Registered: 1212901328 Posts: 1
Shilo, my 14 year old dog left me on 5/25/08 our usual Memorial Day weekend camping trip. Two days before we went camping, I had a feeling that Shilo was not going to come back home alive, I had a feeling I was going to bring her body back. and I even packed extra towels and bed sheet for that feelings I had for some reason.

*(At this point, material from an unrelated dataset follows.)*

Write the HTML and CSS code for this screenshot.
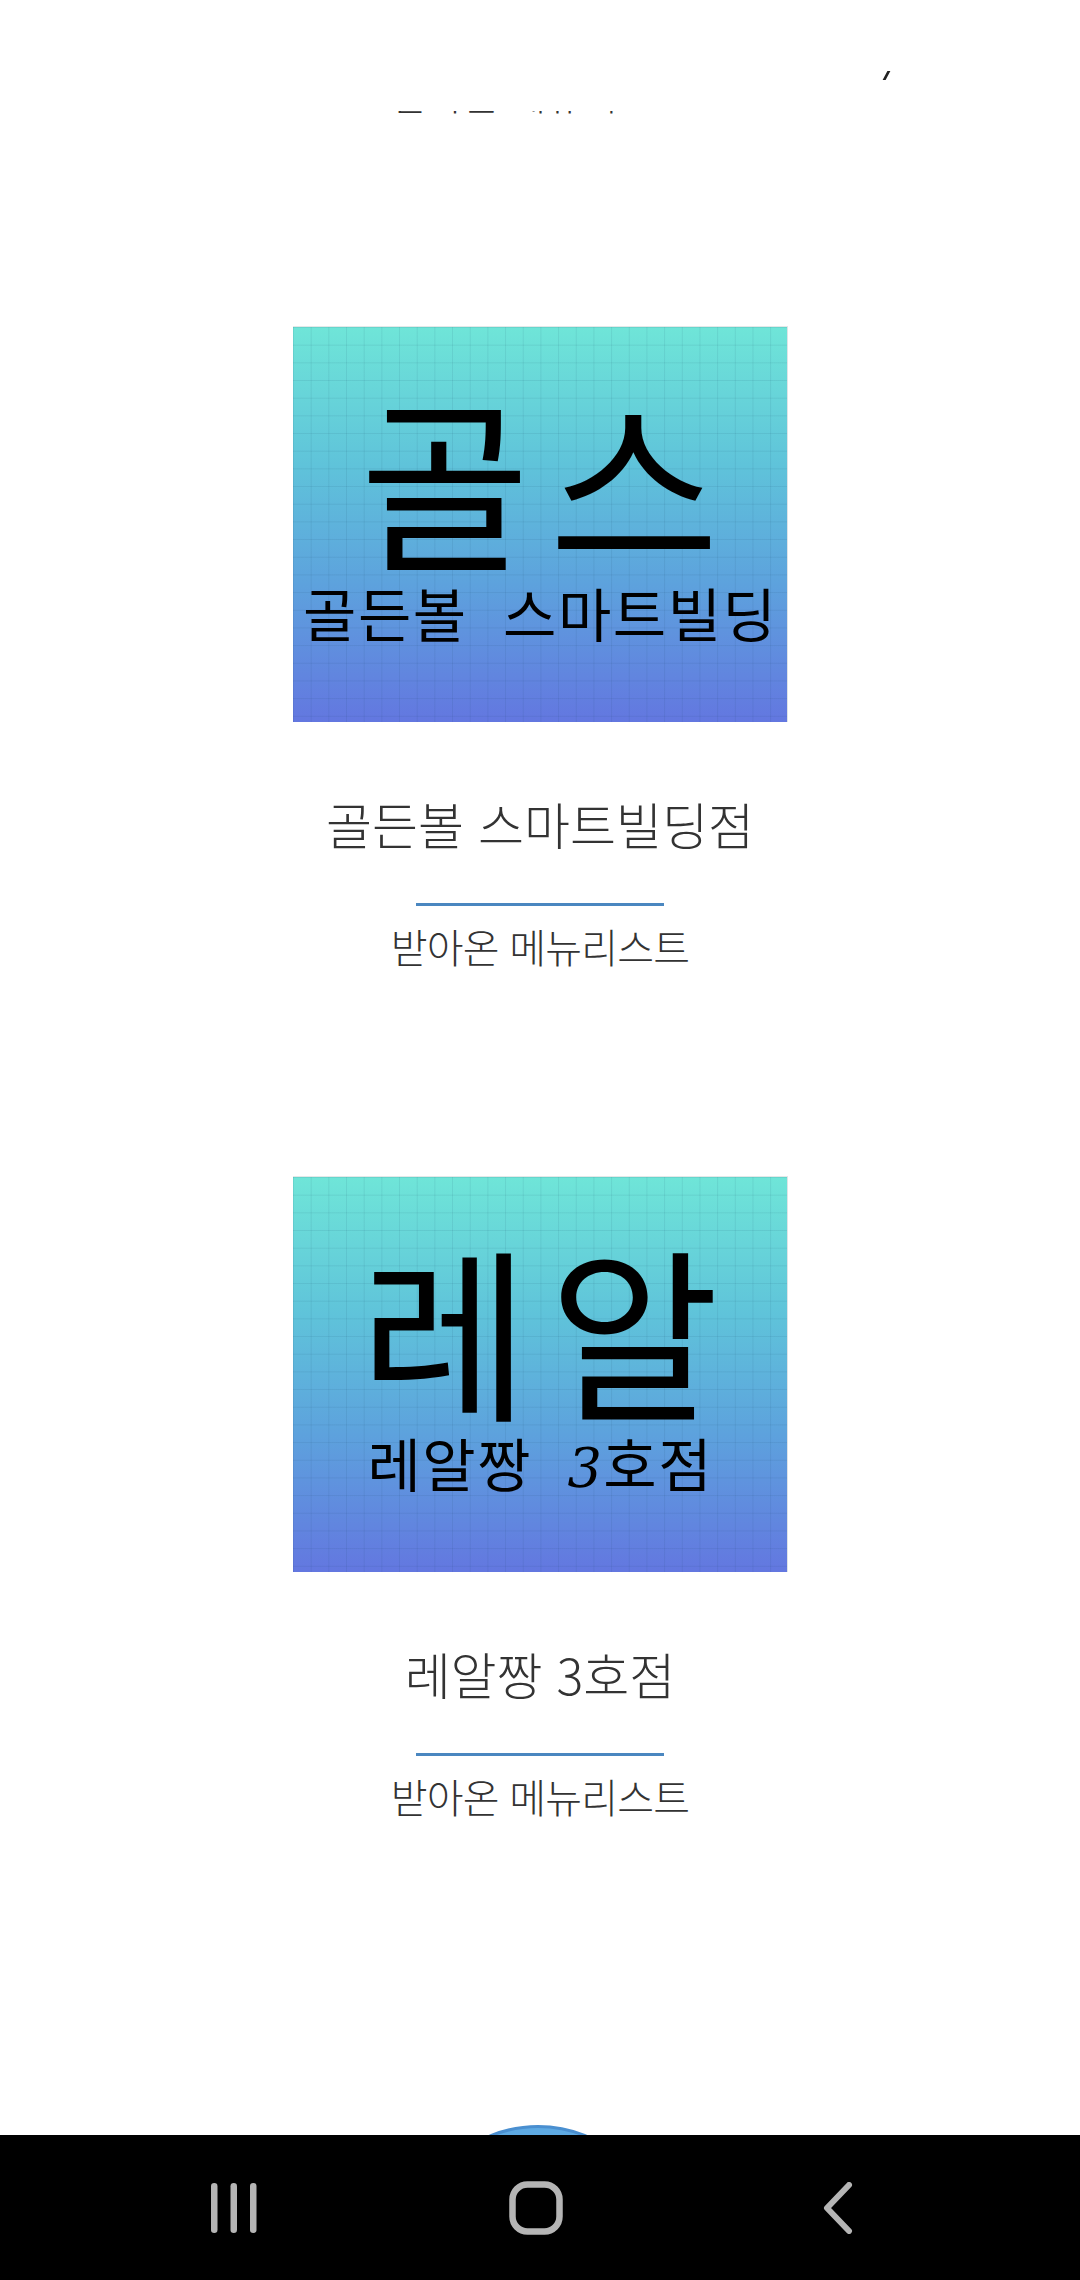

We arrived at the Wenatchee National Forest Park early Saturday morning and we couldn't camp at our normal spot due to snow so we camped at another location probably 3 miles from our normal spot. Shilo and I went for a walk to the river and I took one of the best picture of her, she was smiling. After our walk, she took a long nap under the sun. That night she walked by everyone as we all sat by the fire, it's like she was saying good bye to everyone, and she came to me last and looked at me and wanted me to pick her up and put her next to me on the chair like always and she was looking at the fire like she was trying to remembering all her camping trip. I pet her she went to sleep, all relaxed and happy. That feeling of mine all of the sudden came so strong that this is her last night and that she was not going to wake up in the morning. When we went into our tent, it took her a while to lay down and go to sleep. Just right before dawn, she was up and it's very unusual for her for the last six or so months. My husband let her out alone with our other two dogs to go to the bathroom and she never came back. We searched and searched and we couldn't find her. The first thought that came to my mind when I was told that she had gone was that she found a peaceful place under a big tree and went to sleep, I saw her curled up like a ball and took a deep breath and close her eyes and went to sleep, but I can't find that place. I can't find the tree that she is under. I even walked in the snow to our normal camping spot and thought she might be there, but she was not there. I looked and searched all over, and I just can't find her. I made signs, I called the animal shelter, I went to the rangers stations and I did everything. Part of me knew and was ready for this, but part of me just refused to believe that she is gone. Shilo and I had a connection, we can feel each other, but this time I can't feel anything. Oh Shilo, I miss you so much, that pain I have everyday, every night, every moment... It has been two weeks now and I really need a sign from you where you are at....
Registered: 1193533588 Posts: 991
How heartbreaking. As I read your story, I cried, and I am not one who cries easily.
It could be that Shilo went off to die. I don't know. I don't know what to say to you.
I am so sorry for your loss.
Registered: 1198872932 Posts: 1,205
How totally awful for you. It is the not knowing that is the hardest. I am so sorry. Thinking of you, Much love, Di xxx
Registered: 1211722552 Posts: 18
I am very sorry that you have lost your Shiloh....it only makes it harder when you don't truely know what happened. We lost our Brandy that way (kitty)....he went out one day and never returned. I think our pets try to spare us from the pain of their passing and so they go off somewhere.....I hope that you can find some peace from being here. I know I have since we lost our Macey 2 weeks ago.